‘Günü yakala, anda kal ve sadece o anı yaşa.’ Tüm ruhsal gelişim öğretilerinin ilk öğüdü, spiritüel ilerlemenin ilk şartı. Söylenmesi kolay da yapması çok zor, değil mi? Çünkü anı yaşamak bize hiç öğretilmedi. Geçmişin derslerini dinleyerek ve geleceğin korkusuyla yetiştirildik.
Ama dün geçti, ne yapsak geri gelmiyor, kaçırılan fırsat, söylenen ya da yerinde söylenmeyen sözün, yapılanların artık telafisi yok. Keşke demek de, kendimizi suçlamak da hiçbir şeyi geri getirmiyor. Yarını planlamanın ve şimdiden endişelenmenin de anlamı yok çünkü aslında hiçbir şey istediğimiz ya da planladığımız şekilde değil; daha biz doğmadan çizilen patikaya göre ilerliyor. Biz sadece o ana patikadan yan yollara sapıp er ya da geç tekrar yine ana yola dönüyoruz. Aynen kanın zaman zaman kılcal damar yollarına sapıp, sonrasında yine ana artere dönerek kalbe ulaşması gibi.
O zaman yapılabilecek olan, içinde olduğumuz şu anla yani tam da bu anla ilgili. O’nun farkında olmak ve onu değerlendirmekle ilgili. Bugünü hayatınızın son günü gibi yaşamak, yarına arzulanmış ama yapılmamış hiçbir şey bırakmamak tek yol. Ve yapabilene de ne mutlu. Artık hepimiz sadece bunu hedefleyelim, çünkü mutluluğun küçük sırrı da burada.
Bunun önemini aslında en çok kaybettiklerimizle anlıyoruz. Sonrasında da, keşke birlikte daha çok zaman geçirseydim, şuralara gitseydim, şunları yapsaydım diye düşünüp üzülüyoruz. Bunları zamanında yapmadık çünkü hep ileri öteledik, sonrasında da bize kalan sadece bugünkü pişmanlık oldu.

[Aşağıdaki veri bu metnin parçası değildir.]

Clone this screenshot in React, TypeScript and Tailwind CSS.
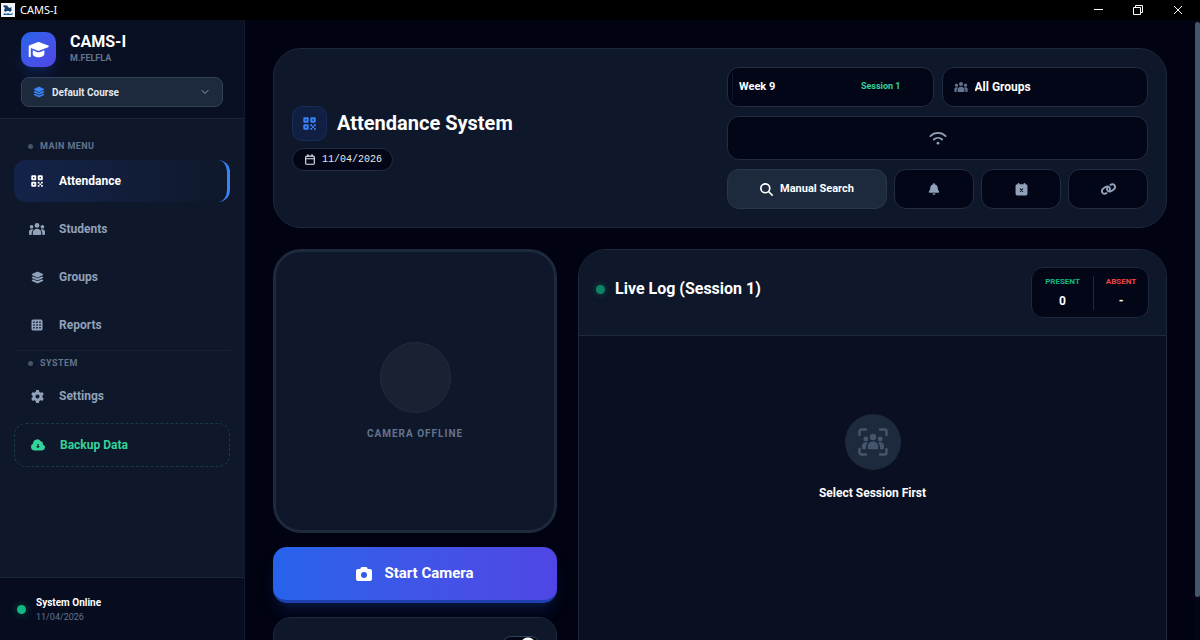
import type { ReactNode } from "react";
import clsx from "clsx";
import { FaBell, FaCamera, FaGear, FaLayerGroup, FaMagnifyingGlass } from "react-icons/fa6";
import { ChevronDown } from "lucide-react";

type IconProps = { className?: string };

function CapIcon({ className }: IconProps) {
  return (
    <svg viewBox="0 0 30 24" className={className} fill="currentColor" aria-hidden="true">
      <path d="M15 1.200c.5 0 1 .1 1.500.3l12.300 4.700a1.400 1.400 0 0 1 0 2.600l-12.300 4.700c-1 .4-2 .4-3 0L4 9.900v11.600a1.500 1.500 0 0 1-3 0V8c0-1 .5-1.700 1.300-2l11.200-4.500c.5-.2 1-.3 1.500-.3Z" />
      <path d="M6.800 13.200l5.700 2.200c1.600.6 3.400.6 5 0l5.900-2.200V18c0 3-3.700 5-8.300 5s-8.300-2-8.300-5Z" />
    </svg>
  );
}

function QrIcon({ className }: IconProps) {
  return (
    <svg viewBox="0 0 24 24" className={className} fill="currentColor" aria-hidden="true">
      <path
        fillRule="evenodd"
        d="M2.500.500h6a2 2 0 0 1 2 2v6a2 2 0 0 1-2 2h-6a2 2 0 0 1-2-2v-6a2 2 0 0 1 2-2ZM4.200 4.200v2.600h2.600V4.200ZM15.500.500h6a2 2 0 0 1 2 2v6a2 2 0 0 1-2 2h-6a2 2 0 0 1-2-2v-6a2 2 0 0 1 2-2Zm1.700 3.700v2.600h2.600V4.200ZM2.500 13.500h6a2 2 0 0 1 2 2v6a2 2 0 0 1-2 2h-6a2 2 0 0 1-2-2v-6a2 2 0 0 1 2-2Zm1.700 3.700v2.600h2.600v-2.600Z"
      />
      <path d="M13.500 13.500h3.400v3.400h-3.400zM20.100 13.500h3.400v3.400h-3.400zM16.800 16.800h3.400v3.400h-3.400zM13.500 20.100h3.400v3.400h-3.400zM20.100 20.100h3.400v3.400h-3.400z" />
    </svg>
  );
}

function UsersIcon({ className }: IconProps) {
  return (
    <svg viewBox="0 0 32 24" className={className} fill="currentColor" aria-hidden="true">
      <circle cx="16" cy="4.800" r="4.800" />
      <circle cx="5.200" cy="7.500" r="3.700" />
      <circle cx="26.800" cy="7.500" r="3.700" />
      <path d="M16 11.500c5 0 8.500 3.500 8.500 8.500v2.200a1.800 1.800 0 0 1-1.800 1.800H9.300a1.800 1.800 0 0 1-1.800-1.800V20c0-5 3.500-8.500 8.500-8.500Z" />
      <path d="M5.500 12.700c1.200 0 2.200.3 3.100.8A10.500 10.500 0 0 0 5.300 21v3H1.800A1.800 1.800 0 0 1 0 22.200V18c0-3.200 2.300-5.300 5.500-5.300ZM26.500 12.700c-1.200 0-2.200.3-3.100.8A10.500 10.500 0 0 1 26.700 21v3h3.500a1.800 1.800 0 0 0 1.800-1.800V18c0-3.200-2.300-5.300-5.500-5.300Z" />
    </svg>
  );
}

function TableIcon({ className }: IconProps) {
  return (
    <svg viewBox="0 0 24 24" className={className} fill="currentColor" aria-hidden="true">
      <path
        fillRule="evenodd"
        d="M4 1h16a3 3 0 0 1 3 3v16a3 3 0 0 1-3 3H4a3 3 0 0 1-3-3V4a3 3 0 0 1 3-3ZM4.500 5v2.800h3V5Zm6 0v2.800h3V5Zm6 0v2.800h3V5Zm-12 5.600v2.800h3v-2.800Zm6 0v2.800h3v-2.800Zm6 0v2.800h3v-2.800Zm-12 5.600V19h3v-2.800Zm6 0V19h3v-2.800Zm6 0V19h3v-2.800Z"
      />
    </svg>
  );
}

function CloudDownIcon({ className }: IconProps) {
  return (
    <svg viewBox="0 0 28 24" className={className} fill="currentColor" aria-hidden="true">
      <path
        fillRule="evenodd"
        d="M7 23A7 7 0 0 1 4 9.700 8.500 8.500 0 0 1 19.500 4.500a5.500 5.500 0 0 1 4.300 6.300A6.300 6.300 0 0 1 22 23Zm5.900-13v4.300h-2.700l3.800 4.300 3.800-4.300h-2.700V10Z"
      />
    </svg>
  );
}

function CalendarIcon({ className }: IconProps) {
  return (
    <svg
      viewBox="0 0 22 24"
      className={className}
      fill="none"
      stroke="currentColor"
      strokeWidth="2.400"
      strokeLinecap="round"
      aria-hidden="true"
    >
      <rect x="1.500" y="4.500" width="19" height="18" rx="2.500" />
      <path d="M1.500 10.500h19M6.500 1.200v3.300M15.500 1.200v3.300" />
    </svg>
  );
}

function CalendarXIcon({ className }: IconProps) {
  return (
    <svg viewBox="0 0 24 24" className={className} aria-hidden="true">
      <path
        fill="currentColor"
        d="M6.500 0A1.800 1.800 0 0 1 8.300 1.800V2.500h7.400v-.7a1.800 1.800 0 0 1 3.600 0v.7H20a3 3 0 0 1 3 3V20a3 3 0 0 1-3 3H4a3 3 0 0 1-3-3V5.500a3 3 0 0 1 3-3h.7v-.7A1.800 1.800 0 0 1 6.500 0Z"
      />
      <path d="m9.800 11 4.400 4.400M14.200 11l-4.400 4.400" className="stroke-[#020617]" strokeWidth="1.900" strokeLinecap="round" />
    </svg>
  );
}

function LinkIcon({ className }: IconProps) {
  return (
    <svg
      viewBox="0 0 30 24"
      className={className}
      fill="none"
      stroke="currentColor"
      strokeWidth="3.800"
      strokeLinecap="round"
      aria-hidden="true"
    >
      <path d="M11 20.300C8 22.300 4.500 21.800 2.900 19.300c-1.800-2.800-.8-6.500 2.400-8.800l3-2.100c3.200-2.200 7-1.900 8.700.8 1.500 2.400 1 5-1 6.800" />
      <path d="M19 3.700c3-2 6.500-1.500 8.100 1 1.800 2.800.8 6.500-2.400 8.800l-3 2.100c-3.200 2.200-7 1.900-8.700-.8-1.500-2.400-1-5 1-6.800" />
    </svg>
  );
}

function WifiIcon({ className }: IconProps) {
  return (
    <svg
      viewBox="0 0 26 20"
      className={className}
      fill="none"
      stroke="currentColor"
      strokeWidth="2.600"
      strokeLinecap="round"
      aria-hidden="true"
    >
      <path d="M2 7.200C8.300 1.200 17.700 1.200 24 7.200M7 12.200c3.500-3.200 8.500-3.200 12 0" />
      <circle cx="13" cy="17.500" r="2" fill="currentColor" stroke="none" />
    </svg>
  );
}

function UsersFrameIcon({ className }: IconProps) {
  return (
    <svg viewBox="0 0 30 28" className={className} fill="currentColor" aria-hidden="true">
      <path
        d="M1.500 7V3.500a2 2 0 0 1 2-2H8M22 1.500h4.500a2 2 0 0 1 2 2V7M28.500 21v3.500a2 2 0 0 1-2 2H22M8 26.500H3.500a2 2 0 0 1-2-2V21"
        fill="none"
        stroke="currentColor"
        strokeWidth="2.400"
        strokeLinecap="round"
      />
      <circle cx="15" cy="9" r="3.200" />
      <circle cx="7.800" cy="11" r="2.400" />
      <circle cx="22.200" cy="11" r="2.400" />
      <path d="M15 13.500c3 0 5.200 2.200 5.200 5.200V20a1.200 1.200 0 0 1-1.200 1.200h-8A1.200 1.200 0 0 1 9.800 20v-1.300c0-3 2.200-5.200 5.200-5.200ZM7.800 14.300c.8 0 1.400.1 2 .4a6.800 6.800 0 0 0-1.800 4.500v2H5.200A1.200 1.200 0 0 1 4 20v-2c0-2.200 1.600-3.700 3.800-3.700ZM22.200 14.300c-.8 0-1.400.1-2 .4a6.800 6.800 0 0 1 1.800 4.500v2h2.800A1.200 1.200 0 0 0 26 20v-2c0-2.200-1.600-3.700-3.800-3.700Z" />
    </svg>
  );
}

function TitleBar() {
  return (
    <div className="flex h-5 shrink-0 items-center justify-between bg-black text-white">
      <div className="flex items-center gap-[5px]">
        <svg viewBox="0 0 14 14" className="ml-px size-3.5" aria-hidden="true">
          <path d="M0 0h14v14H0z" fill="#f1f5f9" />
          <path d="M2 3l2-1 1 1 1-1 1 2 2 1 2-1-1 2 1 1-2 2-1-1H6L4 9 3 7l1-2Z" fill="#153e6b" />
          <path d="M2 11l2-1 1 1 2-1 2 1 3-1-1 2H3Z" fill="#2b6794" />
        </svg>
        <span className="font-['Noto_Sans',sans-serif] text-[11px]">CAMS-I</span>
      </div>
      <div className="flex items-center pr-0.5">
        <button type="button" aria-label="Minimize" className="flex h-5 w-10 items-center justify-center">
          <svg viewBox="0 0 10 10" className="size-2.5" stroke="currentColor">
            <path d="M1 4.500h9" />
          </svg>
        </button>
        <button type="button" aria-label="Restore" className="flex h-5 w-10 items-center justify-center">
          <svg viewBox="0 0 10 10" className="size-2.5" stroke="currentColor" fill="none">
            <path d="M.5 2.500h7v7h-7zM2.500 2.500v-2h7v7h-2" />
          </svg>
        </button>
        <button type="button" aria-label="Close" className="flex h-5 w-10 items-center justify-center">
          <svg viewBox="0 0 10 10" className="size-2.5" stroke="currentColor">
            <path d="m1 1 8 8M9 1 1 9" />
          </svg>
        </button>
      </div>
    </div>
  );
}

function NavLabel({ children }: { children: ReactNode }) {
  return (
    <h2 className="flex items-center gap-[7px] px-3.5 text-[9px] leading-3 font-bold tracking-wider text-slate-500">
      <span className="size-[5px] rounded-full bg-slate-600" />
      {children}
    </h2>
  );
}

type NavItemProps = {
  icon: ReactNode;
  label: string;
  active?: boolean;
};

function NavItem({ icon, label, active = false }: NavItemProps) {
  return (
    <a
      href="#"
      className={clsx(
        "flex h-[42px] items-center gap-[13px] rounded-xl px-3.5 text-xs font-bold",
        active
          ? "border-r-[3px] border-[#3b82f6] bg-linear-to-r from-[#14234a] to-[#0f182b] text-white"
          : "text-slate-400",
      )}
    >
      <span className="flex w-[18px] justify-center">{icon}</span>
      {label}
    </a>
  );
}

function Sidebar() {
  return (
    <aside className="flex w-[245px] shrink-0 flex-col border-r border-[#111a2e] bg-[#0f172a]">
      <div className="flex flex-col gap-2.5 border-b border-[#1c2639] bg-[#0a1024] px-[21px] pt-3 pb-[11px]">
        <div className="flex items-start gap-3.5">
          <div className="flex size-[35px] items-center justify-center rounded-[10px] bg-linear-to-br from-[#2563eb] to-[#4f46e5] text-white shadow-lg shadow-[#2563eb]/20">
            <CapIcon className="h-[17px] w-[21px]" />
          </div>
          <div>
            <h1 className="text-base leading-5 font-bold text-white">CAMS-I</h1>
            <p className="text-[9px] leading-3 font-bold text-slate-500">M.FELFLA</p>
          </div>
        </div>

        <label className="flex h-[30px] items-center gap-[7px] rounded-lg border border-slate-700 bg-slate-800 px-[11px]">
          <FaLayerGroup className="size-3 text-[#3b82f6]" />
          <select
            aria-label="Course"
            className="flex-1 appearance-none bg-transparent text-[10px] font-bold text-slate-200 outline-none"
          >
            <option>Default Course</option>
          </select>
          <ChevronDown className="size-3 text-slate-400" />
        </label>
      </div>

      <nav className="flex flex-1 flex-col px-3.5 pt-[21px]">
        <NavLabel>MAIN MENU</NavLabel>
        <div className="mt-2 flex flex-col gap-1.5">
          <NavItem active icon={<QrIcon className="size-3" />} label="Attendance" />
          <NavItem icon={<UsersIcon className="h-3 w-4" />} label="Students" />
          <NavItem icon={<FaLayerGroup className="size-[13px]" />} label="Groups" />
          <NavItem icon={<TableIcon className="size-3" />} label="Reports" />
        </div>
        <hr className="mt-1 mb-1.5 border-[#182236]" />
        <NavLabel>SYSTEM</NavLabel>
        <div className="mt-1.5 flex flex-col gap-1.5">
          <NavItem icon={<FaGear className="size-[13px]" />} label="Settings" />
          <button
            type="button"
            className="flex h-11 items-center gap-[13px] rounded-xl border border-dashed border-[#34d399]/20 px-3.5 text-xs font-bold text-[#34d399]"
          >
            <span className="flex w-[18px] justify-center">
              <CloudDownIcon className="h-3 w-3.5" />
            </span>
            Backup Data
          </button>
        </div>
      </nav>

      <div className="flex h-[63px] items-center gap-2.5 border-t border-[#1c2639] bg-[#070c1e] px-[17px]">
        <span className="size-[9px] rounded-full bg-[#10b981] shadow-[0_0_8px_#10b98166]" />
        <div>
          <p className="text-[10px] leading-4 font-bold text-white">System Online</p>
          <p className="text-[9px] leading-3 text-slate-500">11/04/2026</p>
        </div>
      </div>
    </aside>
  );
}

function ToolButton({ label, children }: { label: string; children: ReactNode }) {
  return (
    <button
      type="button"
      aria-label={label}
      className="flex h-10 items-center justify-center rounded-xl border border-[#232d41] bg-[#020617] text-slate-400"
    >
      {children}
    </button>
  );
}

function PageHeader() {
  return (
    <header className="grid grid-cols-2 items-center gap-3.5 rounded-[28px] border border-slate-800 bg-[#0f172a] p-[18px]">
      <div className="flex flex-col items-start gap-[7px]">
        <div className="flex items-center gap-2.5">
          <div className="flex size-[35px] items-center justify-center rounded-[10px] border border-[#182c5a] bg-[#111f42] text-[#3b82f6]">
            <QrIcon className="size-[13px]" />
          </div>
          <h2 className="text-xl leading-7 font-bold text-white">Attendance System</h2>
        </div>
        <p className="flex h-[23px] items-center gap-[7px] rounded-full border border-[#232d41] bg-[#020617] pr-2.5 pl-3 font-['Liberation_Mono',monospace] text-[10px] text-slate-200">
          <CalendarIcon className="h-[11px] w-2.5" />
          11/04/2026
        </p>
      </div>

      <div className="flex flex-col gap-[9px]">
        <div className="grid grid-cols-2 gap-2">
          <button
            type="button"
            className="flex h-10 items-center rounded-xl border border-[#232d41] bg-[#020617] pr-8 pl-1 text-left font-bold"
          >
            <span className="h-7 w-px bg-slate-900" />
            <span className="flex-1 pl-1.5 text-[11px] text-white">Week 9</span>
            <span className="text-[9px] text-[#34d399]">Session 1</span>
          </button>
          <label className="flex h-10 items-center gap-[7px] rounded-xl border border-[#232d41] bg-[#020617] px-[11px]">
            <UsersIcon className="h-2.5 w-3.5 text-slate-500" />
            <select
              aria-label="Group"
              className="flex-1 appearance-none bg-transparent text-xs font-bold text-white outline-none"
            >
              <option>All Groups</option>
            </select>
          </label>
        </div>

        <button
          type="button"
          aria-label="Connection"
          className="flex h-11 items-center justify-center rounded-xl border border-[#232d41] bg-[#020617] text-slate-400"
        >
          <WifiIcon className="h-3.5 w-[18px]" />
        </button>

        <div className="grid grid-cols-[2fr_1fr_1fr_1fr] gap-[7px]">
          <button
            type="button"
            className="flex h-10 items-center justify-center gap-[7px] rounded-xl border border-[#2a3649] bg-slate-800 text-[11px] font-bold text-white"
          >
            <FaMagnifyingGlass className="size-[13px]" />
            Manual Search
          </button>
          <ToolButton label="Notifications">
            <FaBell className="size-3" />
          </ToolButton>
          <ToolButton label="Cancel session">
            <CalendarXIcon className="size-[13px]" />
          </ToolButton>
          <ToolButton label="Copy link">
            <LinkIcon className="h-3 w-[15px]" />
          </ToolButton>
        </div>
      </div>
    </header>
  );
}

function CameraPanel() {
  return (
    <section className="col-span-4 flex flex-col gap-3.5">
      <div className="flex aspect-square flex-col items-center justify-center gap-3.5 rounded-[28px] border-[3px] border-slate-800 bg-[#0f172a]">
        <span className="size-[71px] rounded-full border border-[#222c3e] bg-[#1a2133]" />
        <p className="text-[10px] leading-3.5 font-bold tracking-widest text-slate-500">CAMERA OFFLINE</p>
      </div>

      <button
        type="button"
        className="flex h-14 items-center justify-center gap-3 rounded-[14px] border-b-[3px] border-[#1e40af] bg-linear-to-r from-[#2563eb] to-[#4f46e5] text-[15px] font-bold text-white shadow-lg shadow-[#1e3a8a]/30"
      >
        <FaCamera className="size-4" />
        Start Camera
      </button>

      <div className="flex h-20 items-start justify-end rounded-[18px] border border-slate-800 bg-[#0f172a] px-4 py-[18px]">
        <input
          type="checkbox"
          role="switch"
          defaultChecked
          aria-label="Toggle camera option"
          className="h-[18px] w-[38px] appearance-none rounded-full border border-slate-700 bg-[#020617] bg-[radial-gradient(circle_at_25px_8px,#fff_7px,transparent_8px)]"
        />
      </div>
    </section>
  );
}

function LiveLog() {
  return (
    <section className="col-span-8 flex min-h-[460px] flex-col overflow-hidden rounded-[28px] border border-slate-800 bg-[#0a1022]">
      <div className="flex items-start justify-between border-b border-slate-800 bg-[#0f172a] p-[17px]">
        <h2 className="flex items-center gap-2.5 pt-2 text-base leading-7 font-bold text-white">
          <span className="size-[9px] rounded-full bg-[#0d8463] shadow-[0_0_6px_#10b98166]" />
          Live Log (Session 1)
        </h2>
        <dl className="flex h-[51px] items-center rounded-xl border border-slate-800 bg-[#020617] text-center font-bold">
          <div className="flex w-[61px] flex-col gap-1">
            <dt className="text-[8px] leading-3 text-[#10b981]">PRESENT</dt>
            <dd className="text-xs leading-[18px] text-white">0</dd>
          </div>
          <div className="flex w-[55px] flex-col gap-1 border-l border-slate-800">
            <dt className="text-[8px] leading-3 text-[#ef4444]">ABSENT</dt>
            <dd className="text-xs leading-[18px] text-white">-</dd>
          </div>
        </dl>
      </div>

      <div className="flex flex-col items-center gap-3.5 pt-[78px]">
        <div className="flex size-14 items-center justify-center rounded-full bg-slate-800 text-slate-600">
          <UsersFrameIcon className="h-7 w-[30px]" />
        </div>
        <p className="text-xs leading-[18px] font-bold text-white">Select Session First</p>
      </div>
    </section>
  );
}

export default function App() {
  return (
    <div className="flex h-screen flex-col overflow-hidden bg-[#020617] font-[Roboto,sans-serif]">
      <TitleBar />
      <div className="flex min-h-0 flex-1">
        <Sidebar />
        <main className="min-w-0 flex-1 overflow-hidden bg-[#010312] p-7">
          <div className="flex flex-col gap-[21px]">
            <PageHeader />
            <div className="grid grid-cols-12 items-start gap-[21px]">
              <CameraPanel />
              <LiveLog />
            </div>
          </div>
        </main>
        {/* scroll track */}
        <div className="w-[5px] shrink-0 bg-[#020617] pt-0.5">
          <div className="h-[93%] rounded-full bg-slate-600" />
        </div>
      </div>
    </div>
  );
}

Peki bunu nasıl yapacağız? Öncelikle şu ana odaklanacağız ve acele etmeyi, bir yere yetişme ya da yetiştirme kaygısını bırakacağız, çünkü acele etmenin içinde de gelecek korkusu var. Her şeyi yavaş, özümseyerek ve zevk alarak yapacağız. Örneğin, içtiğimiz kahveyi, yanında yediğimiz küçücük çikolatayı bile, yavaş yavaş tadını, kokusunu tamamen alarak özümseyeceğiz, yaptıklarımızdan zevk alacağız kısacası. Hiçbir şeyi ertelemeyeceğiz, aklımıza geldiğinde içimize ilk düştüğünde hemen yapacağız. Yanımızdakilerle daha çok vakit geçireceğiz, iş – özel hayat dengesini çok iyi kuracağız, aileyi ve aile büyüklerini hiç ihmal etmeyeceğiz, sevdiklerimizi ve bizi sevenleri uzun süre görmemezlik yapmayacağız, yanlarına gidemiyorsak da görüntülü haberleşmenin de birçok yolu var artık.
İnsan ölürken o son anında; gözünün önüne pişmanlıkları gelirmiş, önce kötü sonuçlanan yaptıkları için duyulan pişmanlıklar, sonra da fırsat varken yapamadıkları için olanlar ki; en çok da içini bu ikincisi acıtırmış. İnşallah bizlerin yapamadıklarımız için artık pişmanlığı olmasın, bunun için de bugünü yaşayalım.
“Eğer depresyondaysanız geçmişte yaşıyorsunuz, eğer endişeliyseniz gelecekte yaşıyorsunuz, eğer huzur içindeyseniz şu anda yaşıyorsunuz.” Lao Tzu
Canım benim, ne güzel söylemişsin; Her şeyi yavaş, özümseyerek ve zevk alarak yapacağız. İşte budur diyor ve tebrik ediyorum seni ?
Sevgili Hakan,
Huzur içinde olduğumuz, bu anı doya doya yaşadığımız zamanlarımız bol olsun. Kalemine, gönlüne sağlık.
Cok sagolun size de insallah
Keyifle okudum kaleminize sağlık hocam ??
Sagolun cok mutlu oldum
Cok tesekkurler hocam…
Her şeyin başı sonu an. Nasip olsun Amin ??
Bazı şeylerin değerini kaybettikten sonra anlayan canlıya insan denir. Yazıyı okurken o kadar gerçek ve derin geldi ki duygular inanıverdim hemen, anda kalmaya niyet ettim.. Yüreğinize sağlık Hakan hocam ?
Cok tebrikler Hakan, cok kapsamli ve farkindalik dolu bor yazi olmus gercelten de? Nicelerini yazman dilegiyle???